In terms of our discussion of technology in class, I thought about how we were talking about technology being the ultimate savior of civilization with Forrester’s weapons who saved the community from the cannibals. Also,  the powerplant and the “lightning” that would prevent humans from having their kids compete with each other to see who catches the most rats, etc.  The fact that the comet was discovered because of the telescope is also significant.  One thought I had about gender in regards to technology was that by making pretty much all the females go back to domestic labor, and creating the same gender roles that were around before technology, the authors illuminate the results on gender roles due to lack of technology, since everything once again has to be done by hand, and women are the ones that have to do the majority at home.

3 comments

  1. I also noticed the frequency of references to Rudyard Kipling in this novel, and I wondered if there was a significance behind it. I haven’t quite figured out where the dog plays into this, but I have a theory about the hand signals the Stronghold uses.
    First of all it’s important to reference the quote they use on page 396:
    “Twas only by favour of mine, quoth he, ye rode so long alive,
    There was not a rock for twenty mile, there was not a clump of tree,
    but covered a man of my own men with his rifle cocked on his knee.
    If I had raised my bridle-hand, as I have held it low,
    The little jackals that flee so fast were feasting all in a row.
    If I had bowed my head on my breast, as I have held it high,
    The Kite that whistles above us now were gorged till she could not fly…”
    I wish we knew which character had read Kipling enough to think of this and use this as the signal, because it would make it seem less of a coincidence. Honestly, even though his dog is named Kipling, I find it hard to believe that Harvey would have come up with this idea; he is too engrossed in the film and television industry to make such an association.
    Regardless, I looked up Kipling on Wikipedia, (because I have not read my Kipling) and found out that a lot of his work was critical of British imperialism. This got me thinking that maybe the authors included so many references to Kipling as a way of pointing out that the Stronghold also has some imperfections. They’re not quite an empire yet, but it’s possible that having won the war against the Brotherhood they are heading in that direction and perhaps we as readers should be skeptical of them.

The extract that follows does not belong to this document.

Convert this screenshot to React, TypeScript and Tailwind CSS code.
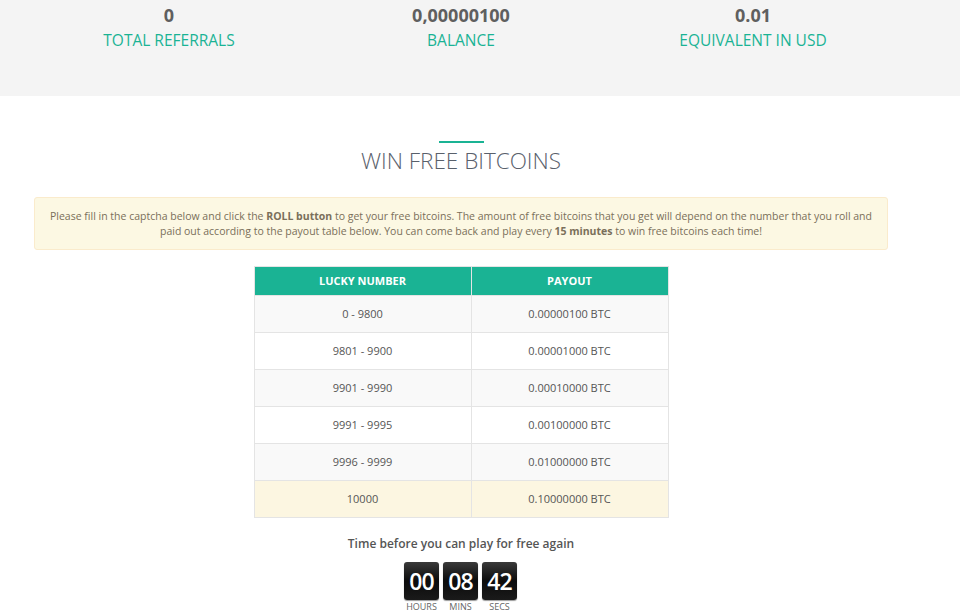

  2. I like this link between Kipling and imperialism. Even as some of Kipling’s work may have been critical of British colonialism, others seem (to our eyes) disturbingly bound up in 19th century stereotypes. One of Kipling’s better known works is “The White Man’s Burden” which argues that whites have a noble duty to lift up the other (i.e. less advanced) “races.”

    How we use this knowledge to read Lucifer’s Hammer depends upon whether we think the authors (or the characters) were using Kipling in earnest, or using him ironically.

  3. You both make very interesting arguments on this Kipling issue. When I first wrote the post on Kipling, I had trouble figuring out why Kipling’s name was used in so many different and completely diverse ways. I was thinking that the authors of Lucifer’s Hammer were big fans of the guy. The link between Kipling and imperialism in terms of the Stronghold is an interesting one. Kipling was in a sense critical of British imperialism as Katie points out. He clearly appreciated and respected the Indian culture that he was born and spent his childhood in, as reflected in his work with “Jungle Book” and “Kim,” where he shows his vast knowledge of the diverse languages and cultures of India. Yet at the same time, Kipling did write the poem “The White Man’s Burden,” as Professor Sample points out, which illustrates that he might have been pro British imperialism, as he seems to think in the poem that it was the white man’s burden to rule the other (perhaps more savage and inferior) races. Therefore, both perspectives could be put in with the situation at the stronghold. Is the Stronghold being criticized or uplifted by referencing Kipling? A thought I had as far as the hand signals being connected with Kipling’s work was that Kipling’s novel “Kim” was sort of a spy novel, with the main character of Kim being a spy. I have not read any other works by him other than the three I have mentioned, so I don’t know if he has written any more novels or poems with the spy theme. I wonder if the lifting of the right hand and the passage following one of the scenes came from a spy novel by Kipling, or from Kim itself? Also, even before the Stronghold comes up in the novel, Harvey’s dog is named Kipling, and an introductory quote to a chapter is Kipling’s, as I mentioned in the first post. Why is Kipling mentioned in these two areas? Why the dog specifically?